Há muitas definições possíveis para história alternativa, e a de Tércio é uma delas, mas devo dizer que o meu conceito do termo não engloba trabalhos deste género (haverá verdadeira história alternativa sem um ponto de divergência "palpável"?), até porque o romance propriamente dito não parece passar-se numa sequência credível para aquilo que o nosso mundo realmente era na baixa Idade Média. Falta ao romance uma ligação com algo de concreto da nossa história real que nos dê uma noção sobre onde e como terão divergido os ramos da árvore histórica, as alternativas.

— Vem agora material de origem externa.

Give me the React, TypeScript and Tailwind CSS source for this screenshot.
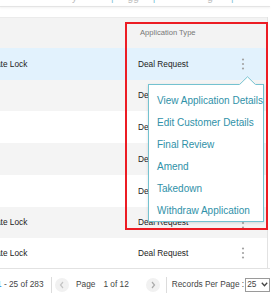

Tanto assim é que o autor sentiu necessidade de nos explicar num prefácio as suas ideias sobre o romance e sobre o que estará subjacente a ele.
Parece-me, portanto, e com absoluta consciência de que esta opinião é discutível, que talvez seja mais correcto evitar englobar este trabalho na história alternativa.
Seja como for, haja ou não história alternativa aqui, o resultado é mais um dos mundos alternativos tão do agrado de Tércio. E um mundo riquíssimo.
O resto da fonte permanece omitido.